The family settled into the house and came to love living there over twenty years. Sadly, they lost the house during the great depression. Martin enjoyed several post retirement years in the home while Wright was building Graycliff, their summer home.
Following the loss of the family fortune due to the Wall street Crash of 1929 and the Great Depression, Martin suffered a series of strokes. In 1937, two years after Martin died, debt collectors forced Isabelle from the house in 1937. Our tour guide said she walked out with the clothes on her back.
The official Martin House website states that the home did not fare well over the years. It was abandoned, partially demolished, and neglected in the period following the Martins’ life there. With the resolve of many, an ambitious restoration effort to save this treasure began in earnest in 1992 and was completed in 2019. Today, the Darwin Martin House Complex stands as a compelling symbol of civic identity and cultural pride. It has been named a National Historic Landmark and a premier heritage destination within New York State’s network of historic sites. (https://martinhouse.org/explore/our-story)
Graycliff
In 1926, Daniel Martin contracted Frank Lloyd Wright to build a summer home for his family, with Isabelle as the principle client. Wright was advised to keep her in full consultation as he designed the house for her pleasure. This had been a long-standing promise by Martin to Isabelle in exchange for her accepting certain design features in the city home that she did not like.
The 8.5 acre Graycliff estate is approximately twenty miles outside of Buffalo, New York, situated on a high bluff overlooking Lake Erie. The house has a view of Buffalo across the lake, as well as the Ontario shore.

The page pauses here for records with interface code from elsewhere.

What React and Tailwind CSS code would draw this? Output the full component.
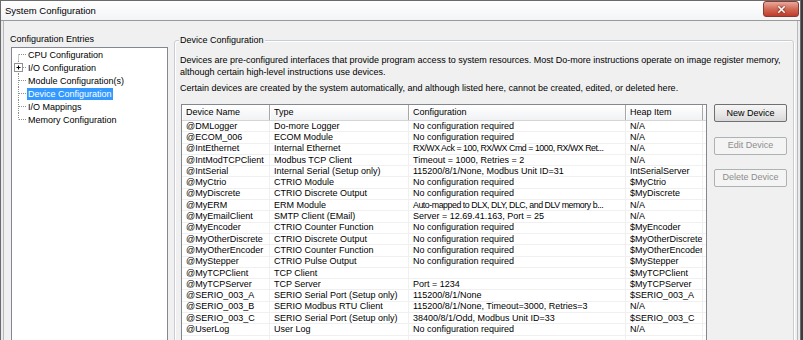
import { X } from "lucide-react";

const entries = [
  { label: "CPU Configuration", first: true },
  { label: "I/O Configuration", expandable: true },
  { label: "Module Configuration(s)" },
  { label: "Device Configuration", selected: true },
  { label: "I/O Mappings" },
  { label: "Memory Configuration", last: true },
];

const devices = [
  ["@DMLogger", "Do-more Logger", "No configuration required", "N/A"],
  ["@ECOM_006", "ECOM Module", "No configuration required", "N/A"],
  ["@IntEthernet", "Internal Ethernet", "RX/WX Ack = 100, RX/WX Cmd = 1000, RX/WX Ret...", "N/A"],
  ["@IntModTCPClient", "Modbus TCP Client", "Timeout = 1000, Retries = 2", "N/A"],
  ["@IntSerial", "Internal Serial (Setup only)", "115200/8/1/None, Modbus Unit ID=31", "IntSerialServer"],
  ["@MyCtrio", "CTRIO Module", "No configuration required", "$MyCtrio"],
  ["@MyDiscrete", "CTRIO Discrete Output", "No configuration required", "$MyDiscrete"],
  ["@MyERM", "ERM Module", "Auto-mapped to DLX, DLY, DLC, and DLV memory b...", "N/A"],
  ["@MyEmailClient", "SMTP Client (EMail)", "Server = 12.69.41.163, Port = 25", "N/A"],
  ["@MyEncoder", "CTRIO Counter Function", "No configuration required", "$MyEncoder"],
  ["@MyOtherDiscrete", "CTRIO Discrete Output", "No configuration required", "$MyOtherDiscrete"],
  ["@MyOtherEncoder", "CTRIO Counter Function", "No configuration required", "$MyOtherEncoder"],
  ["@MyStepper", "CTRIO Pulse Output", "No configuration required", "$MyStepper"],
  ["@MyTCPClient", "TCP Client", "", "$MyTCPClient"],
  ["@MyTCPServer", "TCP Server", "Port = 1234", "$MyTCPServer"],
  ["@SERIO_003_A", "SERIO Serial Port (Setup only)", "115200/8/1/None", "$SERIO_003_A"],
  ["@SERIO_003_B", "SERIO Modbus RTU Client", "115200/8/1/None, Timeout=3000, Retries=3", "N/A"],
  ["@SERIO_003_C", "SERIO Serial Port (Setup only)", "38400/8/1/Odd, Modbus Unit ID=33", "$SERIO_003_C"],
  ["@UserLog", "User Log", "No configuration required", "N/A"],
  ["", "", "", ""],
];

const headers = ["Device Name", "Type", "Configuration", "Heap Item", ""];

function TreeLines({ entry }) {
  const top = entry.first ? 6.5 : 0;
  const bottom = entry.last ? 6.5 : 13;
  return (
    <svg width="15" height="13" className="shrink-0">
      <line x1="6.5" y1={top} x2="6.5" y2={bottom} stroke="#8f8f8f" strokeDasharray="1 1" />
      <line x1={entry.expandable ? 11 : 7} y1="6.5" x2="15" y2="6.5" stroke="#8f8f8f" strokeDasharray="1 1" />
      {entry.expandable && (
        <g>
          <rect x="2.5" y="2.5" width="8" height="8" fill="#fff" stroke="#919191" />
          <line x1="4.5" y1="6.5" x2="8.5" y2="6.5" stroke="#000" />
          <line x1="6.5" y1="4.5" x2="6.5" y2="8.5" stroke="#000" />
        </g>
      )}
    </svg>
  );
}

function WinButton({ children, disabled }) {
  return (
    <button
      type="button"
      className={
        disabled
          ? "h-[18px] w-[73px] rounded-[2px] border border-[#adb2b5] bg-[#f4f4f4] text-[9px] leading-none text-[#8d8d8d]"
          : "h-[18px] w-[73px] rounded-[2px] border border-[#707070] bg-gradient-to-b from-[#f6f6f6] via-[#e9e9e9] to-[#d8d8d8] text-[9px] leading-none text-black"
      }
    >
      {children}
    </button>
  );
}

export default function App() {
  return (
    <div className="h-[340px] w-[803px] overflow-hidden bg-[#3c3c3c] font-['Liberation_Sans',Arial,sans-serif] text-black">
      <div className="flex h-[340px] w-[801px] flex-col border-l border-r border-t border-[#6b6b6b] bg-[#e9ebee]">
        <div className="flex h-[20px] shrink-0 items-start border-b border-[#9a9a9a] bg-gradient-to-b from-[#ffffff] to-[#f3f4f6]">
          <span className="ml-[4px] mt-[4px] text-[9.5px] leading-[12px] text-black">System Configuration</span>
          <div className="ml-auto mr-[1px] flex h-[16px] w-[36px] items-center justify-center rounded-[3px] border border-[#8a3a30] bg-gradient-to-b from-[#e8a99c] via-[#d16a55] to-[#c0392b]">
            <X size={11} strokeWidth={3.2} className="text-white drop-shadow-[0_0_1px_#5a1a12]" />
          </div>
        </div>

        <div className="mx-[2px] flex flex-1 items-start border-l border-r border-[#b9b9b9] bg-[#f0f0f0]">
          <div className="flex flex-col pl-[6px] pt-[12px]">
            <span className="text-[9px] leading-[12px]">Configuration Entries</span>
            <div className="ml-[1px] mt-[2px] h-[300px] w-[157px] border border-[#828790] bg-white">
              {entries.map((entry) => (
                <div key={entry.label} className="flex h-[13px] items-center">
                  <TreeLines entry={entry} />
                  <span
                    className={
                      entry.selected
                        ? "bg-[#3399ff] px-[1px] text-[9px] leading-[12px] text-white"
                        : "px-[1px] text-[9px] leading-[12px]"
                    }
                  >
                    {entry.label}
                  </span>
                </div>
              ))}
            </div>
          </div>

          <div className="relative ml-[6px] mt-[19px] h-[320px] w-[620px] rounded-[3px] border border-[#c8cdd2] pl-[5px] pt-[13px] shadow-[inset_1px_1px_0_#fff,1px_1px_0_#fff]">
            <span className="absolute left-[4px] top-[-7px] bg-[#f0f0f0] px-[1px] text-[9px] leading-[12px]">
              Device Configuration
            </span>
            <p className="text-[9px] leading-[12px]">
              Devices are pre-configured interfaces that provide program access to system resources. Most Do-more instructions operate on image register memory,
              <br />
              although certain high-level instructions use devices.
            </p>
            <p className="mt-[4px] text-[9px] leading-[12px]">
              Certain devices are created by the system automatically, and although listed here, cannot be created, edited, or deleted here.
            </p>

            <div className="ml-[1px] mt-[10px] flex items-start">
              <div className="h-[240px] w-[526px] overflow-hidden border border-[#828790] bg-white">
                <div className="grid h-[16px] grid-cols-[88px_139px_217px_77px_1fr] border-b border-[#d5d5d5] bg-gradient-to-b from-[#ffffff] to-[#f1f2f4]">
                  {headers.map((h, i) => (
                    <div
                      key={i}
                      className={
                        i < 4
                          ? "flex items-center whitespace-nowrap border-r border-[#a8a8a8] pl-[4px] text-[9px] leading-none shadow-[inset_1px_0_0_#fff]"
                          : "flex items-center"
                      }
                    >
                      {h}
                    </div>
                  ))}
                </div>
                {devices.map((row, r) => (
                  <div key={r} className="grid h-[11.3px] grid-cols-[88px_139px_217px_77px_1fr] border-b border-[#f0f0f0]">
                    {row.map((cell, c) => (
                      <div
                        key={c}
                        className={
                          cell.endsWith("...")
                            ? "flex items-center overflow-hidden whitespace-nowrap border-r border-[#f0f0f0] pl-[4px] text-[8.8px] leading-none tracking-[-0.45px]"
                            : "flex items-center overflow-hidden whitespace-nowrap border-r border-[#f0f0f0] pl-[4px] text-[9px] leading-none"
                        }
                      >
                        {cell}
                      </div>
                    ))}
                    <div />
                  </div>
                ))}
              </div>

              <div className="ml-[7px] flex flex-col">
                <WinButton>New Device</WinButton>
                <div className="mt-[9px]">
                  <WinButton disabled>Edit Device</WinButton>
                </div>
                <div className="mt-[8px]">
                  <WinButton disabled>Delete Device</WinButton>
                </div>
              </div>
            </div>
          </div>
        </div>
      </div>
    </div>
  );
}
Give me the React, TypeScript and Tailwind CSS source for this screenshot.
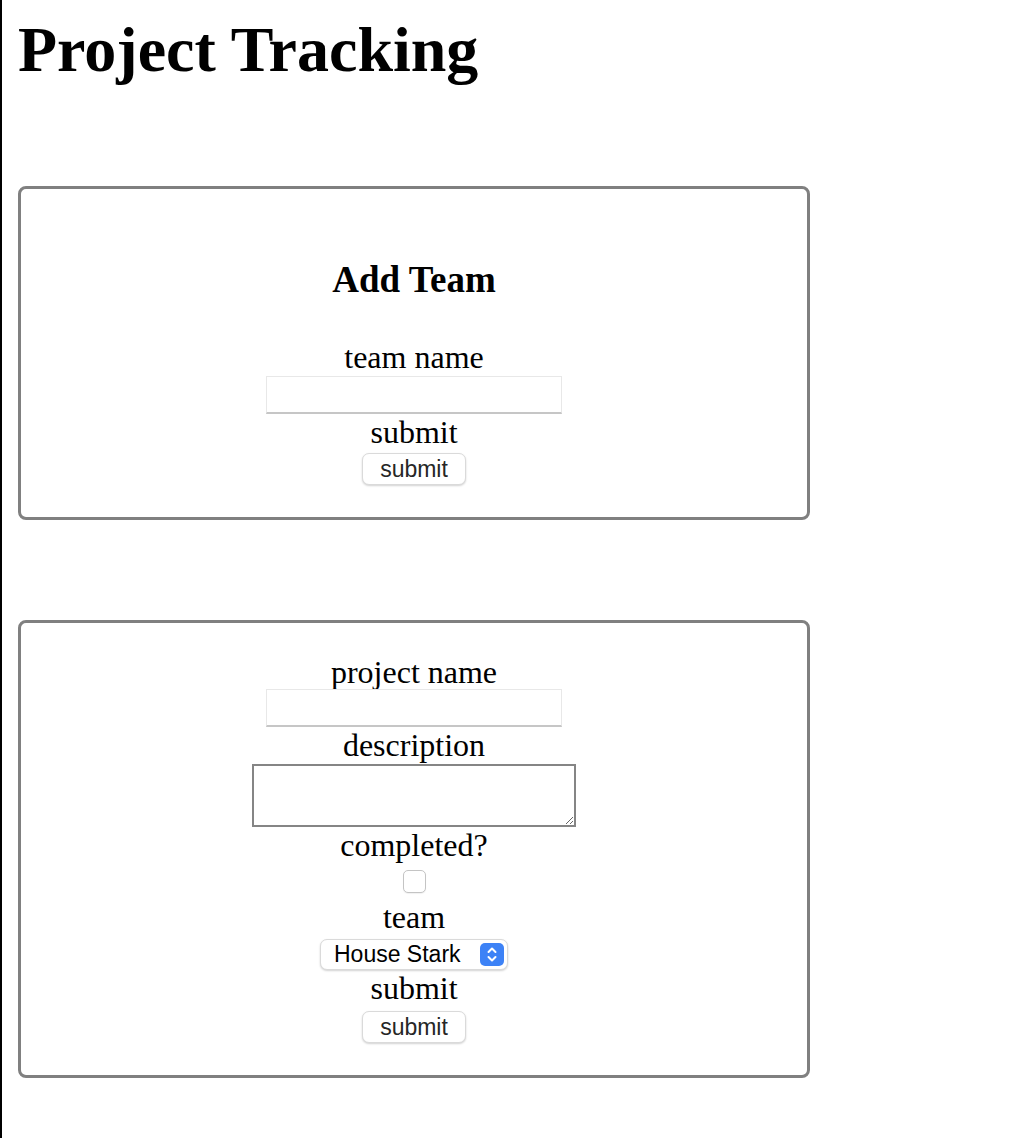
import React from "react";

const serif = { fontFamily: '"Liberation Serif", "Times New Roman", serif' };
const sans = { fontFamily: '"Liberation Sans", Arial, sans-serif' };

function Label({ children }: { children: React.ReactNode }) {
  return (
    <div className="text-[32px] leading-[normal] text-black text-center" style={serif}>
      {children}
    </div>
  );
}

function SubmitButton({ mt }: { mt: string }) {
  return (
    <button
      type="button"
      className={`${mt} w-[104px] h-[32px] rounded-[7px] bg-white border border-[#dadada] shadow-[0_1px_2px_rgba(0,0,0,0.18)] text-[23px] leading-none text-[#262626] flex items-center justify-center`}
      style={sans}
    >
      submit
    </button>
  );
}

function TextInput({ mt }: { mt: string }) {
  return (
    <input
      type="text"
      className={`${mt} w-[296px] h-[38px] bg-white border border-[#e8e8e8] border-b-2 border-b-[#c6c6c6] outline-none`}
    />
  );
}

export default function App() {
  return (
    <div className="min-h-[1138px] w-[1012px] bg-white border-l-2 border-black pl-4 pr-4 pt-[13px] pb-8">
      <h1 className="text-[64px] leading-[normal] font-bold text-black" style={serif}>
        Project Tracking
      </h1>

      <div className="mt-[99px] w-[792px] border-[3px] border-[#808080] rounded-[8px] flex flex-col items-center pt-8 pb-8">
        <h3 className="mt-[37px] text-[37px] leading-[normal] font-bold text-black" style={serif}>
          Add Team
        </h3>
        <div className="mt-[38px]">
          <Label>team name</Label>
        </div>
        <TextInput mt="mt-0" />
        <Label>submit</Label>
        <SubmitButton mt="mt-[2px]" />
      </div>

      <div className="mt-[100px] w-[792px] border-[3px] border-[#808080] rounded-[8px] flex flex-col items-center pt-[31px] pb-8">
        <Label>project name</Label>
        <TextInput mt="mt-[-2px]" />
        <Label>description</Label>
        <textarea
          className="mt-0 w-[324px] h-[63px] bg-white border-2 border-[#858585] outline-none"
        />
        <Label>completed?</Label>
        <div className="mt-[6px] mb-[6px] w-[23px] h-[23px] rounded-[5px] bg-white border border-[#c4c4c4] shadow-[0_1px_1px_rgba(0,0,0,0.06)]" />
        <Label>team</Label>
        <div className="mt-[3px] relative w-[188px] h-[31px] rounded-[7px] bg-white border border-[#dadada] shadow-[0_1px_2px_rgba(0,0,0,0.18)] flex items-center">
          <span className="pl-[13px] text-[23px] leading-none text-black" style={sans}>
            House Stark
          </span>
          <span className="absolute right-[3px] top-[3px] w-[24px] h-[23px] rounded-[5px] bg-[#3d82f6] flex items-center justify-center">
            <svg width="12" height="17" viewBox="0 0 12 17" fill="none">
              <path d="M2.5 6 L6 2.5 L9.5 6" stroke="white" strokeWidth="2" strokeLinecap="round" strokeLinejoin="round" />
              <path d="M2.5 11 L6 14.5 L9.5 11" stroke="white" strokeWidth="2" strokeLinecap="round" strokeLinejoin="round" />
            </svg>
          </span>
        </div>
        <Label>submit</Label>
        <SubmitButton mt="mt-[4px]" />
      </div>
    </div>
  );
}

Some adaptations due to Isabelle’s wishes including bright lighting, important to Isabelle with her fading eyesight, and greater comfort in the living and dining areas. She installed drapes on the windows and had a large walk-in closet built off her bedroom for her clothing. Her favorite place to sit was a walled patio off the dining room in front of the house, looking out to the flower and vegetable gardens.
Isabelle had special requests for the garden. She wanted extensive gardens with the cut flowers she loved, as well as vegetable gardens, perennial gardens, and landscaping plants. Wright worked closely with her and designed the gardens, himself. The Graycliff gardens are considered one of the few, if not only garden designed by his hand. The grounds include a tennis court as well as trees and shrubs that complement the architecture.
Additional significant design-work was done by Ellen Biddle Shipman, one of the early and renowned women landscape architects, and one of the creators of the Arts and Crafts and American Craftsman style landscape design.
Shipman commented on the male dominated landscaping field to The New York Times (1938). "Before women took hold of the profession, landscape architects were doing what I call cemetery work." Shipman preferred to look on her career of using plantings as if she "were painting pictures as an artist." Little of her work remains today because of the labor-intensive style of her designs, but there exist preserved spaces, including the Sarah P. Duke Gardens at Duke University, often cited as one of the most beautiful American college campuses.
By the time of Graycliff's commission, Wright and the Martins had been personal friends as well as clients for over twenty years. Their long friendship grew between the time of the completion of the Martin House Complex and the construction of Graycliff .
The Graycliff complex of three buildings was built from stone quarried from the cliffs of the lakeside property and wood harvested from the grounds. Wright believed stone to be the only true building material and may be why he insisted the Martins incorporate it at Graycliff. He loved the way the copper came out of the rocks over time creating a run of rust, one of his favorite colors. Graycliff is considered to be one of Wright's most important mid-career works in his Organic Style.
On our tour we walked through the gardens to the house and were greeted by a small waterfall gushing from the portico and falling into a free-form pond. Wright wanted the sensation of water running through the house and spilling over the entrance grounds.
(Photo: Elizabeth Gould)
Isabelle did not like this feature and had it removed when she took possession of the home. The Graycliff Restoration team rebuilt it according to Wright’s designs and photos, as they aimed to capture the house as it was completed before the Martin’s took occupancy. Once again emphasizing Wright’s concept of architecture as portraiture to be a portrait of himself not the client.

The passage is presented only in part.